╭─ INPUT RECORDS

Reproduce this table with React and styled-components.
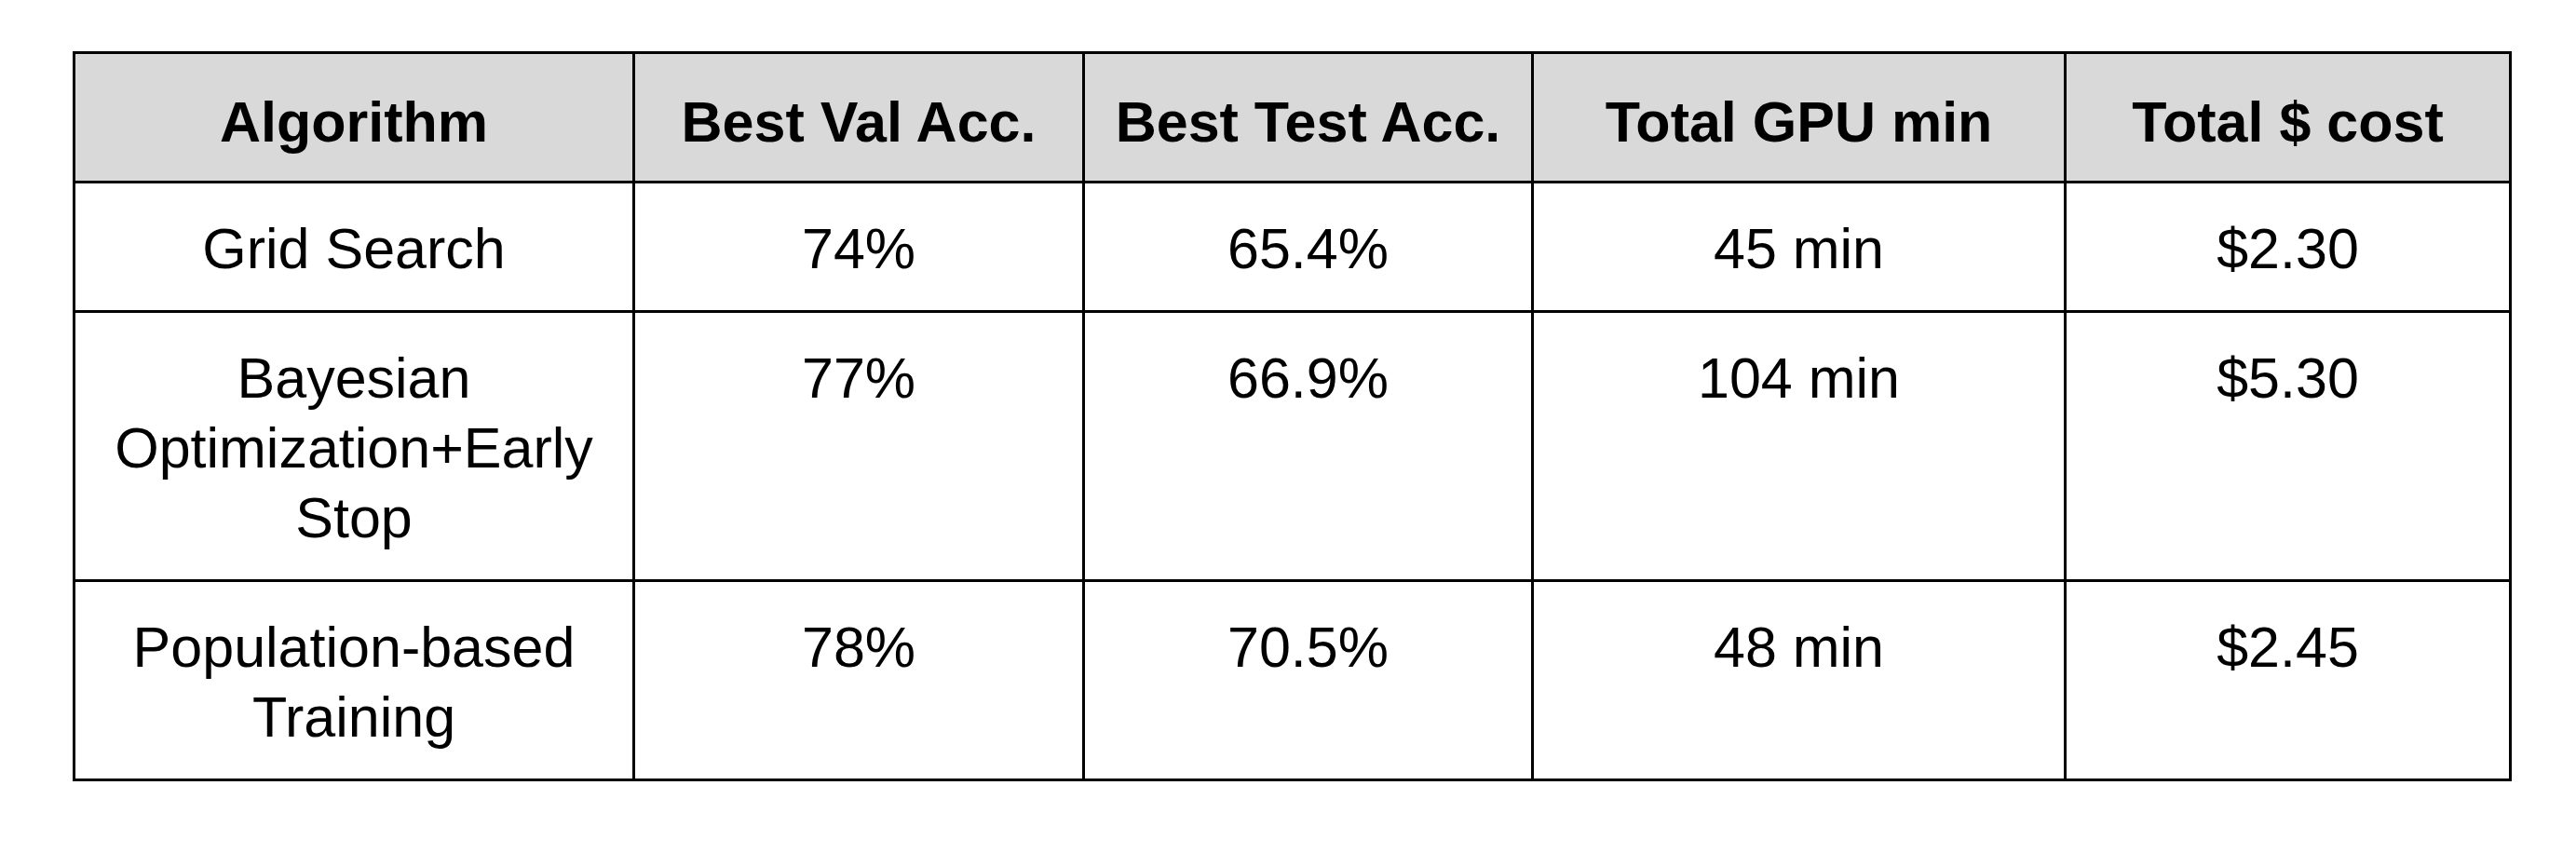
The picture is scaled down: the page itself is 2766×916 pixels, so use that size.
import styled, { createGlobalStyle } from "styled-components"

const GlobalStyle = createGlobalStyle`
  html, body {
    margin: 0;
    padding: 0;
    background: #ffffff;
  }
  body {
    font-family: "Liberation Sans", Arial, sans-serif;
    color: #000000;
  }
`

const columns = ["Algorithm", "Best Val Acc.", "Best Test Acc.", "Total GPU min", "Total $ cost"]

const rows = [
    ["Grid Search", "74%", "65.4%", "45 min", "$2.30"],
    ["Bayesian Optimization+Early Stop", "77%", "66.9%", "104 min", "$5.30"],
    ["Population-based Training", "78%", "70.5%", "48 min", "$2.45"],
]

function App() {
    return (
        <Page>
            <GlobalStyle />
            <Table>
                {columns.map((c) => (
                    <HeadCell key={c}>{c}</HeadCell>
                ))}
                {rows.map((row) =>
                    row.map((value, i) => (
                        <Cell key={row[0] + i}>{value}</Cell>
                    ))
                )}
            </Table>
        </Page>
    )
}

const Page = styled.div`
    padding: 55px 0 0 78px;
    min-height: 916px;
    box-sizing: border-box;
`

const Table = styled.div`
    display: grid;
    grid-template-columns: 601px 483px 482px 572px 478px;
    width: max-content;
    border-top: 3px solid #000;
    border-left: 3px solid #000;
`

const Cell = styled.div`
    box-sizing: border-box;
    border-right: 3px solid #000;
    border-bottom: 3px solid #000;
    padding: 33px 20px 28px;
    font-size: 61px;
    line-height: 75px;
    text-align: center;
    color: #000;
`

const HeadCell = styled(Cell)`
    background: #d9d9d9;
    font-weight: 700;
    padding-top: 36px;
    padding-bottom: 25px;
    white-space: nowrap;
`

export default App
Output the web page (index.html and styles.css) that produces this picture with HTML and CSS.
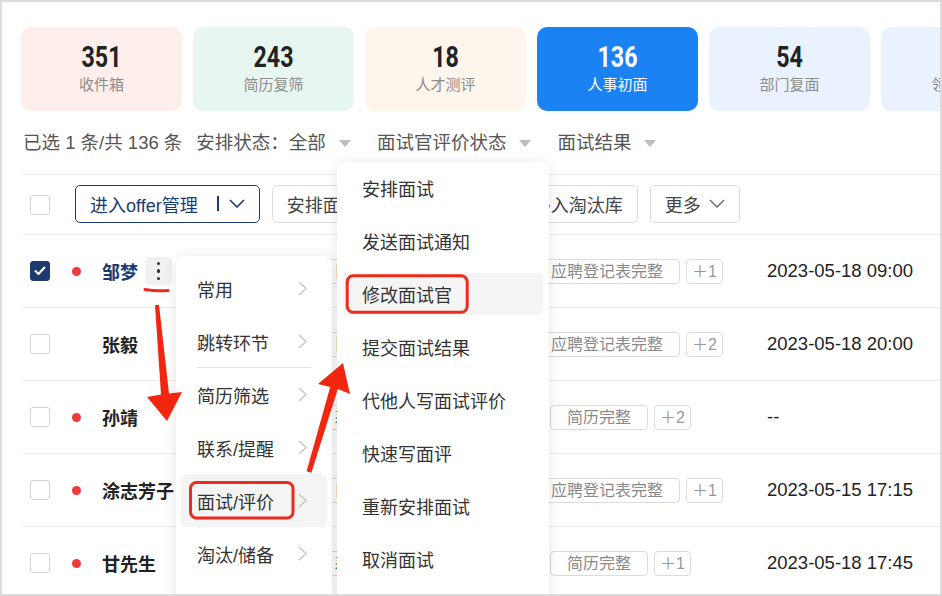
FILE: index.html
```html
<!DOCTYPE html>
<html lang="zh-CN">

<head>
    <meta charset="UTF-8">
    <meta name="viewport" content="width=device-width, initial-scale=1.0">
    <title>人事初面</title>
    <link rel="stylesheet" href="styles.css">
</head>

<body>
    <div class="page">
        <div class="stages">
            <div class="stage stage-red"><div class="num">351</div><div class="label">收件箱</div></div>
            <div class="stage stage-green"><div class="num">243</div><div class="label">简历复筛</div></div>
            <div class="stage stage-orange"><div class="num">18</div><div class="label">人才测评</div></div>
            <div class="stage stage-active"><div class="num">136</div><div class="label">人事初面</div></div>
            <div class="stage stage-blue"><div class="num">54</div><div class="label">部门复面</div></div>
            <div class="stage stage-blue"><div class="num">12</div><div class="label">领导终面</div></div>
        </div>

        <div class="filters">
            <span class="count">已选 1 条/共 136 条</span>
            <span class="filter first">安排状态：全部<i class="caret"></i></span>
            <span class="filter">面试官评价状态<i class="caret"></i></span>
            <span class="filter">面试结果<i class="caret"></i></span>
        </div>

        <div class="table">
            <div class="toolbar">
                <span class="check"></span>
                <button class="btn btn-primary">进入offer管理<span class="bar"></span>
                    <svg class="down" width="16" height="9" viewBox="0 0 16 9"><polyline points="1,1 8,8 15,1" /></svg>
                </button>
                <button class="btn">安排面试</button>
                <button class="btn">修改面试官</button>
                <button class="btn">移入淘汰库</button>
                <button class="btn">更多
                    <svg class="down" width="16" height="9" viewBox="0 0 16 9"><polyline points="1,1 8,8 15,1" /></svg>
                </button>
            </div>

            <div class="row">
                <span class="check checked">
                    <svg width="12" height="10" viewBox="0 0 12 10"><polyline points="1.5,5 4.5,8 10.5,1.5" /></svg>
                </span>
                <span class="dot"></span>
                <div class="name-cell"><span class="name selected">邹梦</span><span class="more"><i></i><i></i><i></i></span></div>
                <div class="tags">
                    <span class="tag tag-src">日常招聘｜官网投递简历</span>
                    <span class="tag">应聘登记表完整</span>
                    <span class="tag tag-more">＋1</span>
                </div>
                <span class="date">2023-05-18 09:00</span>
            </div>

            <div class="row">
                <span class="check"></span>
                <span class="dot none"></span>
                <div class="name-cell"><span class="name">张毅</span></div>
                <div class="tags">
                    <span class="tag tag-src">日常招聘｜官网投递简历</span>
                    <span class="tag">应聘登记表完整</span>
                    <span class="tag tag-more">＋2</span>
                </div>
                <span class="date">2023-05-18 20:00</span>
            </div>

            <div class="row">
                <span class="check"></span>
                <span class="dot"></span>
                <div class="name-cell"><span class="name">孙靖</span></div>
                <div class="tags">
                    <span class="tag tag-src tag-green">系统推荐｜人才库智能匹配</span>
                    <span class="tag">简历完整</span>
                    <span class="tag tag-more">＋2</span>
                </div>
                <span class="date">--</span>
            </div>

            <div class="row">
                <span class="check"></span>
                <span class="dot"></span>
                <div class="name-cell"><span class="name">涂志芳子</span></div>
                <div class="tags">
                    <span class="tag tag-src">日常招聘｜官网投递简历</span>
                    <span class="tag">应聘登记表完整</span>
                    <span class="tag tag-more">＋1</span>
                </div>
                <span class="date">2023-05-15 17:15</span>
            </div>

            <div class="row">
                <span class="check"></span>
                <span class="dot"></span>
                <div class="name-cell"><span class="name">甘先生</span></div>
                <div class="tags">
                    <span class="tag tag-src tag-green">系统推荐｜人才库智能匹配</span>
                    <span class="tag">简历完整</span>
                    <span class="tag tag-more">＋1</span>
                </div>
                <span class="date">2023-05-18 17:45</span>
            </div>
        </div>

        <!-- row action menu -->
        <div class="menu menu-main">
            <div class="item">常用<svg class="arrow" width="9" height="15" viewBox="0 0 9 15"><polyline points="1,1 8,7.5 1,14" /></svg></div>
            <div class="item sep">跳转环节<svg class="arrow" width="9" height="15" viewBox="0 0 9 15"><polyline points="1,1 8,7.5 1,14" /></svg></div>
            <div class="item">简历筛选<svg class="arrow" width="9" height="15" viewBox="0 0 9 15"><polyline points="1,1 8,7.5 1,14" /></svg></div>
            <div class="item">联系/提醒<svg class="arrow" width="9" height="15" viewBox="0 0 9 15"><polyline points="1,1 8,7.5 1,14" /></svg></div>
            <div class="item on">面试/评价<svg class="arrow" width="9" height="15" viewBox="0 0 9 15"><polyline points="1,1 8,7.5 1,14" /></svg></div>
            <div class="item">淘汰/储备<svg class="arrow" width="9" height="15" viewBox="0 0 9 15"><polyline points="1,1 8,7.5 1,14" /></svg></div>
        </div>

        <div class="menu menu-sub">
            <div class="item">安排面试</div>
            <div class="item">发送面试通知</div>
            <div class="item on">修改面试官</div>
            <div class="item">提交面试结果</div>
            <div class="item">代他人写面试评价</div>
            <div class="item">快速写面评</div>
            <div class="item">重新安排面试</div>
            <div class="item">取消面试</div>
        </div>

        <!-- red annotation marks drawn over the screenshot -->
        <svg class="marks" width="942" height="596" viewBox="0 0 942 596">
            <path class="stroke" d="M145 289.5 Q156 291.5 168 290.5" />
            <polygon points="155,305.2 161,394.4 147,397 167,421 182,392 169,393.6 159,304.8" />
            <polygon points="306.6,471.3 330.2,386.9 318,384 343,363 350,394 337.8,389.1 311.4,472.7" />
            <rect class="stroke" x="190.5" y="482.5" width="102.5" height="35.5" rx="6" />
            <rect class="stroke" x="347.2" y="275.7" width="120" height="36.6" rx="6" />
        </svg>
    </div>
</body>

</html>
```

FILE: styles.css
```css
body {
    margin: 0;
    font-family: "Liberation Sans", "Noto Sans CJK SC", sans-serif;
    color: #333;
    background: #ffffff;
}

.page {
    position: relative;
    width: 942px;
    height: 596px;
    box-sizing: border-box;
    border: 2px solid #dcdcdc;
    overflow: hidden;
    background: #ffffff;
}

/* stage cards */
.stages {
    display: flex;
    gap: 11px;
    padding: 25px 0 0 19px;
}

.stage {
    flex: 0 0 161px;
    height: 84px;
    box-sizing: border-box;
    padding-top: 14px;
    border-radius: 10px;
    text-align: center;
}

.stage .num {
    font-family: Roboto, "Liberation Sans", sans-serif;
    font-weight: bold;
    font-size: 29px;
    line-height: 32px;
    color: #222;
    transform: scaleX(0.8);
}

.stage .label {
    margin-top: 2px;
    font-size: 15px;
    line-height: 20px;
    color: #8c8c8c;
}

.stage-red { background: #feeeeb; }
.stage-green { background: #e8f6f1; }
.stage-orange { background: #fef6ec; }
.stage-blue { background: #e9f2fe; }

.stage-active {
    background: #1a82f3;
}

.stage-active .num,
.stage-active .label {
    color: #ffffff;
}

/* filter bar */
.filters {
    display: flex;
    align-items: center;
    margin-top: 19px;
    padding-left: 21px;
    font-size: 18.5px;
    line-height: 26px;
    color: #555;
}

.filter {
    display: inline-flex;
    align-items: center;
    margin-left: 26px;
}

.filter.first {
    margin-left: 14px;
}

.caret {
    display: inline-block;
    margin-left: 13px;
    width: 0;
    height: 0;
    border-left: 6px solid transparent;
    border-right: 6px solid transparent;
    border-top: 7px solid #bdbdbd;
}

/* table */
.table {
    margin-top: 18px;
    margin-left: 20px;
}

.toolbar {
    display: flex;
    align-items: center;
    gap: 12px;
    height: 59px;
    padding-left: 8px;
    border-top: 1px solid #ebebeb;
    border-bottom: 1px solid #ebebeb;
}

.toolbar .check {
    margin-right: 13px;
}

.check {
    display: inline-flex;
    align-items: center;
    justify-content: center;
    flex: 0 0 auto;
    width: 20px;
    height: 20px;
    box-sizing: border-box;
    border: 1px solid #d2d2d2;
    border-radius: 3px;
    background: #ffffff;
}

.check.checked {
    background: #1d3a70;
    border-color: #1d3a70;
}

.check svg polyline {
    fill: none;
    stroke: #ffffff;
    stroke-width: 2;
    stroke-linecap: round;
    stroke-linejoin: round;
}

.btn {
    display: inline-flex;
    align-items: center;
    height: 38px;
    margin-top: -2px;
    padding: 0 14px;
    border: 1px solid #dcdcdc;
    border-radius: 5px;
    background: #ffffff;
    font-family: inherit;
    font-size: 18px;
    color: #444;
    white-space: nowrap;
}

.btn .down {
    margin-left: 8px;
}

.btn .down polyline {
    fill: none;
    stroke: #666;
    stroke-width: 1.4;
}

.btn-primary {
    border-color: #1d3a70;
    color: #1d3a70;
}

.btn-primary .bar {
    width: 2px;
    height: 15px;
    margin-left: 19px;
    background: #1d3a70;
}

.btn-primary .down {
    margin-left: 10px;
}

.btn-primary .down polyline {
    stroke: #1d3a70;
    stroke-width: 1.6;
}

.row {
    display: flex;
    align-items: center;
    height: 72px;
    padding-left: 8px;
    border-bottom: 1px solid #ebebeb;
}

.dot {
    flex: 0 0 9px;
    height: 9px;
    margin-left: 22px;
    margin-right: 21px;
    border-radius: 50%;
    background: #f0393a;
}

.dot.none {
    visibility: hidden;
}

.name-cell {
    display: flex;
    align-items: center;
    flex: 0 0 214px;
}

.name {
    font-size: 18px;
    font-weight: bold;
    color: #222;
}

.name.selected {
    color: #1d3a70;
}

.more {
    display: flex;
    flex-direction: column;
    align-items: center;
    justify-content: center;
    gap: 4px;
    width: 27px;
    height: 28px;
    margin-left: 7px;
    border-radius: 4px;
    background: #f1f1f1;
}

.more i {
    width: 3.5px;
    height: 3.5px;
    border-radius: 50%;
    background: #333;
}

.tags {
    display: flex;
    gap: 6px;
    flex: 0 0 451px;
    overflow: hidden;
}

.tag {
    flex: 0 0 auto;
    height: 25px;
    box-sizing: border-box;
    padding: 0 16px;
    border: 1px solid #dcdcdc;
    border-radius: 4px;
    font-size: 16px;
    line-height: 23px;
    color: #8a8a8a;
    white-space: nowrap;
}

.tag-src {
    padding: 0 17px;
}

.tag-green {
    color: #3a9c6e;
    border-color: #c4e6d3;
}

.tag-more {
    padding: 0 5px;
    color: #999;
}

.date {
    font-size: 18.5px;
    color: #222;
}

/* dropdown menus */
.menu {
    position: absolute;
    box-sizing: border-box;
    height: 440px;
    border-radius: 8px;
    background: #ffffff;
    box-shadow: 0 2px 14px rgba(0, 0, 0, 0.11);
}

.menu .item {
    display: flex;
    align-items: center;
    justify-content: space-between;
    font-size: 18px;
    color: #333;
    border-radius: 6px;
}

.menu .item.on {
    background: #f4f4f4;
}

.menu-main {
    top: 254px;
    left: 174px;
    width: 156px;
    padding: 6px 5px;
}

.menu-main .item {
    position: relative;
    height: 53px;
    padding: 0 20px 0 16px;
}

.menu-main .item.sep::after {
    content: "";
    position: absolute;
    left: 16px;
    right: 16px;
    bottom: 0;
    height: 1px;
    background: #e2e2e2;
}

.arrow polyline {
    fill: none;
    stroke: #c6c6c6;
    stroke-width: 1.4;
}

.menu-sub {
    top: 160px;
    left: 335px;
    width: 212px;
    padding: 5px 6px;
}

.menu-sub .item {
    height: 42px;
    margin-bottom: 11px;
    padding-left: 19px;
}

.marks {
    position: absolute;
    top: -2px;
    left: -2px;
    pointer-events: none;
}

.marks polygon {
    fill: #f2260f;
}

.marks .stroke {
    fill: none;
    stroke: #ee2a1a;
    stroke-width: 3;
    stroke-linecap: round;
}
```
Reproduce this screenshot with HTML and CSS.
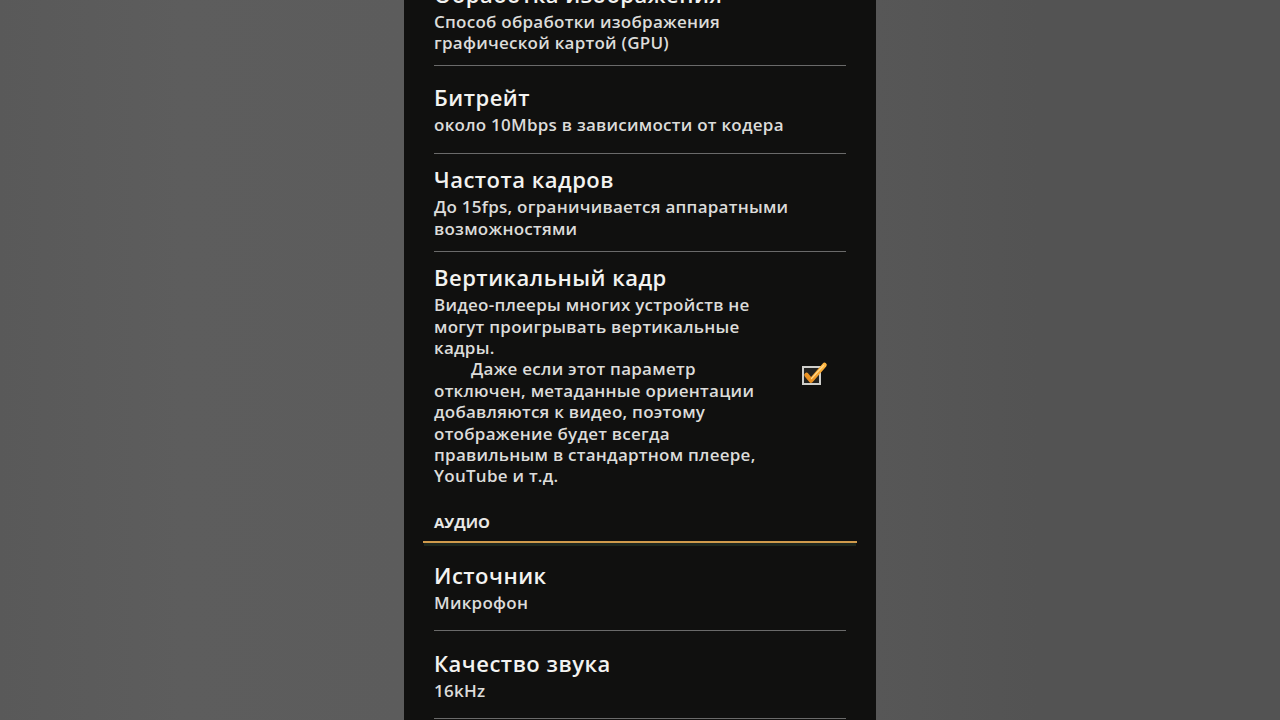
FILE: index.html
```html
<!DOCTYPE html>
<html lang="ru">
<head>
<meta charset="utf-8">
<title>Настройки</title>
<link rel="stylesheet" href="styles.css">
</head>
<body>
<div class="screen">
  <div class="side side-left"></div>
  <main class="panel">
    <div class="list">
      <section class="item item-first">
        <div class="text">
          <div class="title">Обработка изображения</div>
          <div class="summary">Способ обработки изображения<br>графической картой (GPU)</div>
        </div>
      </section>
      <section class="item">
        <div class="text">
          <div class="title">Битрейт</div>
          <div class="summary">около 10Mbps в зависимости от кодера</div>
        </div>
      </section>
      <section class="item">
        <div class="text">
          <div class="title">Частота кадров</div>
          <div class="summary">До 15fps, ограничивается аппаратными<br>возможностями</div>
        </div>
      </section>
      <section class="item item-last">
        <div class="text">
          <div class="title">Вертикальный кадр</div>
          <div class="summary">
            <span class="line">Видео-плееры многих устройств не</span>
            <span class="line">могут проигрывать вертикальные</span>
            <span class="line">кадры.</span>
            <span class="line line-indent">Даже если этот параметр</span>
            <span class="line">отключен, метаданные ориентации</span>
            <span class="line">добавляются к видео, поэтому</span>
            <span class="line">отображение будет всегда</span>
            <span class="line">правильным в стандартном плеере,</span>
            <span class="line">YouTube и т.д.</span>
          </div>
        </div>
        <div class="widget">
          <svg class="checkbox" width="30" height="30" viewBox="0 0 30 30" aria-hidden="true">
            <defs>
              <linearGradient id="chk" x1="0" y1="1" x2="1" y2="0">
                <stop offset="0" stop-color="#e68a1c"/>
                <stop offset="1" stop-color="#ffb640"/>
              </linearGradient>
            </defs>
            <rect x="5" y="7" width="17" height="17" fill="#23221f" stroke="#cfcfcb" stroke-width="2"/>
            <path d="M8.5 15 L13 20.5 L26.5 5" fill="none" stroke="url(#chk)" stroke-width="4.5" stroke-linecap="round" stroke-linejoin="round"/>
            <path d="M13.5 18.5 L25.5 5.5" fill="none" stroke="#ffd88a" stroke-width="1.2" stroke-linecap="round"/>
          </svg>
        </div>
      </section>
      <header class="category">
        <div class="category-label">АУДИО</div>
      </header>
      <section class="item">
        <div class="text">
          <div class="title">Источник</div>
          <div class="summary">Микрофон</div>
        </div>
      </section>
      <section class="item">
        <div class="text">
          <div class="title">Качество звука</div>
          <div class="summary">16kHz</div>
        </div>
      </section>
    </div>
  </main>
  <div class="side side-right"></div>
</div>
</body>
</html>
```

FILE: styles.css
```css
* { box-sizing: border-box; }

html, body {
  margin: 0;
  padding: 0;
  width: 1280px;
  height: 720px;
  overflow: hidden;
  background: #575757;
  font-family: "Open Sans", "DejaVu Sans", sans-serif;
}

.screen {
  display: flex;
  width: 1280px;
  height: 720px;
}

.side {
  flex: 0 0 404px;
  height: 720px;
}

.side-left {
  background: linear-gradient(90deg, #595959 0%, #5d5d5d 45%, #5c5c5c 100%);
}

.side-right {
  background: linear-gradient(90deg, #575757 0%, #535353 40%, #535353 100%);
}

.panel {
  flex: 0 0 472px;
  height: 720px;
  background: #10100f;
  overflow: hidden;
}

.list {
  display: flex;
  flex-direction: column;
  margin-top: -32px;
}

.item {
  display: flex;
  align-items: center;
  min-height: 88px;
  margin: 0 30px;
  padding: 11.5px 0;
  border-bottom: 1px solid #6a6a6a;
}

.item-last {
  border-bottom: none;
}

.text {
  flex: 1;
  display: flex;
  flex-direction: column;
}

.title {
  font-size: 22px;
  line-height: 28px;
  font-weight: 600;
  letter-spacing: 0.5px;
  color: #f3f3f1;
  white-space: nowrap;
}

.summary {
  margin-top: 3px;
  font-size: 17px;
  line-height: 21.4px;
  font-weight: 600;
  letter-spacing: 0.25px;
  color: #dcdcda;
  white-space: nowrap;
}

.line {
  display: block;
}

.line-indent {
  padding-left: 37px;
}

.widget {
  flex: 0 0 30px;
  margin-right: 18px;
  display: flex;
  align-items: center;
  justify-content: center;
}

.checkbox {
  display: block;
}

.category {
  margin: 0 19px;
  padding: 14px 11px 9px;
  border-bottom: 2px solid #cf9a4c;
  box-shadow: 0 4px 0 -1px #1d271f;
}

.category-label {
  font-size: 15px;
  line-height: 20px;
  font-weight: 700;
  color: #e8e8e6;
}
```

╰─

YOUR GOAL. Extract all lines from the data in which "components" is found.

SOLUTION TO THE EXERCISE.
Reproduce this table with React and styled-components.
import styled, { createGlobalStyle } from "styled-components"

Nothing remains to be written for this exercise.